By Inauguration Day I had stopped grieving over Hillary. Suddenly everything I had ever imagined stood in front of me.
I developed a new fascination with the transfer of power. I hadn't heard of the tradition of the outgoing president leaving a handwritten message for the new one (subject of a mean and funny SNL routine last night). I though about the children and longed to see Michelle Obama's inauguration dress in the Smithsonian. I hit the White House website at least twice a day.
Now I wake early to NPR and listen for the good news of the day. Guantanamo closing. No torture, no secret prisons. Abortion gag rule gone, Freedom of Information Act restored. Stem cell research funded. Lily Ledbetter's bill signed (and she danced with the president at the ball). The word "science" said out loud. What will happen tomorrow?
It had never occurred to me that the evils of the Bush administration could be undone.
I read the latest New Yorker, clipped the article about Obama and John Lewis, and tucked it inside my own copy of Taylor Branches' "Parting the Waters".
The latest alumnae bulletin came in the mail and I cried over the image of my fellow Columbia graduate, Barack Obama.

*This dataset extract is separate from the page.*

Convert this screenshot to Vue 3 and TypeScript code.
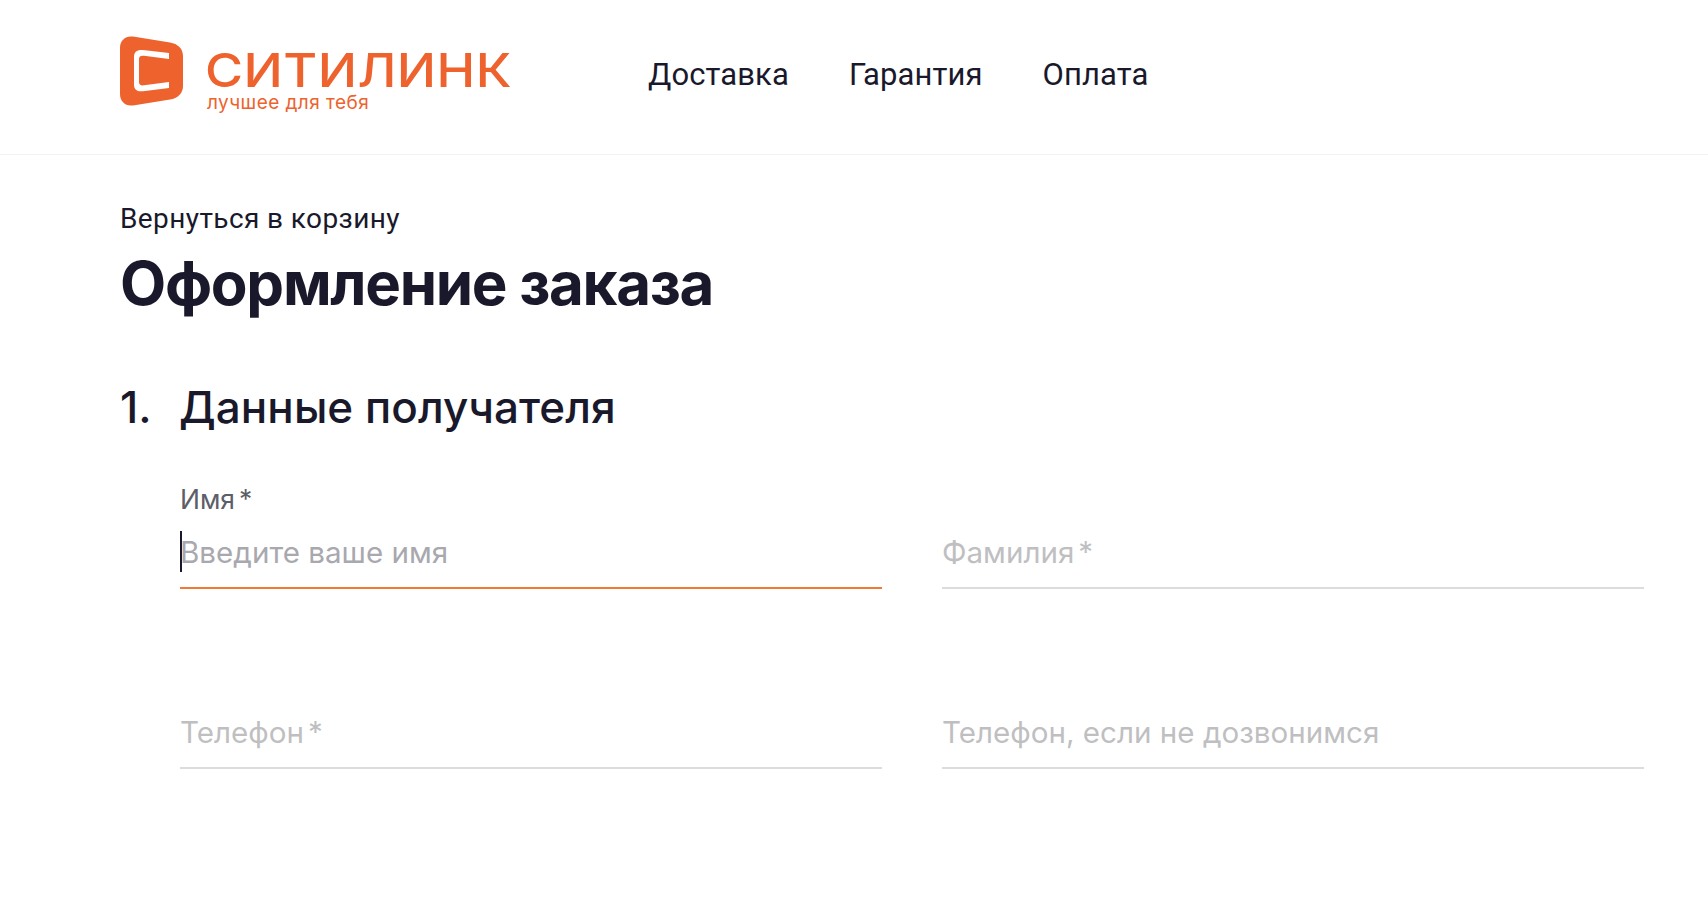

In today's New York Times, Bruce Springsteen spoke about the imagined land he had been singing about for 40 years. "And so on election night it showed its face, for maybe, one of the first times in adult life... I sat there on the couch and my jaw dropped and I went, 'Oh my God, it exists,' Not just dreaming it. It exists, it's there, and if this much of it is there, the rest of it's there. Let's go get that. Let's go get it. Just that is enough to keep you going for the rest of your life. All the songs you wrote are a little truer than they were a month of two ago."
And tonight Bruce and the whole extended E Street Band did an entire Springsteen concert in 12 minutes. Nothing missing. It was aerobic - raised my pulse to 160 in a second and kept it there long after the set ended and the fireworks faded.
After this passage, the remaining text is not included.